▶ Exercise goal
Only the number is wanted: how many lines contain the string "components"?

[Start]

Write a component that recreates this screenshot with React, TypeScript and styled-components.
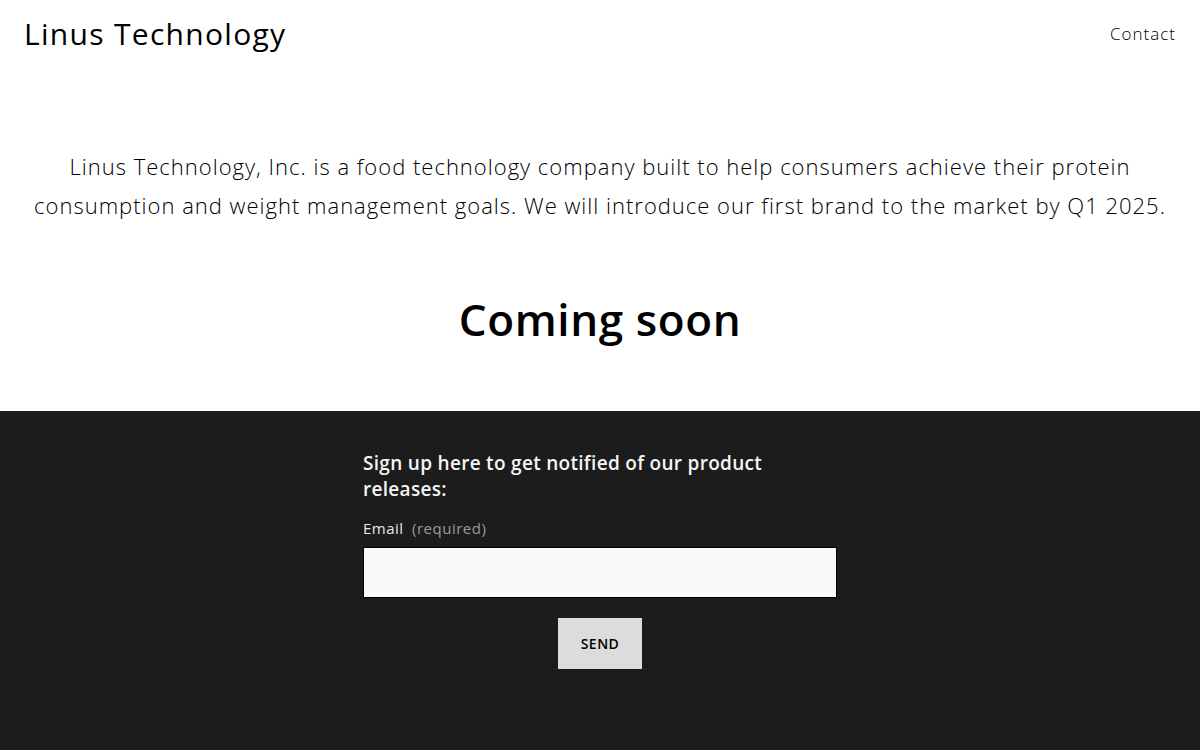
import styled, { createGlobalStyle } from "styled-components";

const GlobalStyle = createGlobalStyle`
  html, body {
    margin: 0;
    padding: 0;
    background: #ffffff;
  }
  body {
    font-family: "Open Sans", "DejaVu Sans", sans-serif;
    color: #000;
  }
`;

const App = () => {
  return (
    <>
      <GlobalStyle />
      <Page>
        <Header>
          <Brand>Linus Technology</Brand>
          <NavLink href="#">Contact</NavLink>
        </Header>

        <Intro>
          <Lead>
            Linus Technology, Inc. is a food technology company built to help consumers achieve their
            protein consumption and weight management goals. We will introduce our first brand to the
            market by Q1 2025.
          </Lead>
          <Title>Coming soon</Title>
        </Intro>

        <Footer>
          <Form onSubmit={(e) => e.preventDefault()}>
            <FormHeading>Sign up here to get notified of our product releases:</FormHeading>
            <Label htmlFor="email">
              Email <Required>(required)</Required>
            </Label>
            <Input id="email" type="email" />
            <Actions>
              <SendButton type="submit">Send</SendButton>
            </Actions>
          </Form>
        </Footer>
      </Page>
    </>
  );
};

const Page = styled.div`
  display: flex;
  flex-direction: column;
  min-height: 750px;
`;

const Header = styled.header`
  display: flex;
  align-items: center;
  justify-content: space-between;
  padding: 13px 24px 0 24px;
  height: 40px;
`;

const Brand = styled.h1`
  margin: 0;
  font-size: 30px;
  font-weight: 500;
  letter-spacing: 1.3px;
  color: #000;
`;

const NavLink = styled.a`
  font-size: 17px;
  font-weight: 300;
  letter-spacing: 1px;
  color: #000;
  text-decoration: none;
`;

const Intro = styled.section`
  display: flex;
  flex-direction: column;
  align-items: center;
  padding: 94px 24px 0;
  height: 264px;
`;

const Lead = styled.p`
  margin: 0;
  text-align: center;
  font-size: 22px;
  font-weight: 300;
  letter-spacing: 1px;
  line-height: 39px;
  max-width: 1145px;
`;

const Title = styled.h2`
  margin: 68px 0 0;
  font-size: 44px;
  font-weight: 600;
  letter-spacing: 0.6px;
  line-height: 1.2;
`;

const Footer = styled.footer`
  flex: 1;
  background: #1c1c1c;
  display: flex;
  justify-content: center;
  padding-top: 39px;
`;

const Form = styled.form`
  width: 474px;
  display: flex;
  flex-direction: column;
`;

const FormHeading = styled.p`
  margin: 0;
  color: #f5f5f5;
  font-size: 19px;
  font-weight: 600;
  letter-spacing: 0.3px;
  line-height: 26px;
`;

const Label = styled.label`
  margin-top: 15px;
  color: #e8e8e8;
  font-size: 15px;
  font-weight: 400;
  letter-spacing: 0.5px;
  line-height: 22px;
`;

const Required = styled.span`
  color: #9a9a9a;
  margin-left: 4px;
`;

const Input = styled.input`
  margin-top: 8px;
  height: 51px;
  box-sizing: border-box;
  background: #fafafa;
  border: 1px solid #000;
  outline: none;
  padding: 0 12px;
  font-size: 16px;
`;

const Actions = styled.div`
  display: flex;
  justify-content: center;
  margin-top: 20px;
`;

const SendButton = styled.button`
  width: 84px;
  height: 51px;
  border: none;
  background: #dcdcdc;
  color: #000;
  font-family: inherit;
  font-size: 14px;
  font-weight: 600;
  text-transform: uppercase;
  letter-spacing: 0.5px;
  cursor: pointer;
`;

export default App;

[End]

▶ Response to this task
2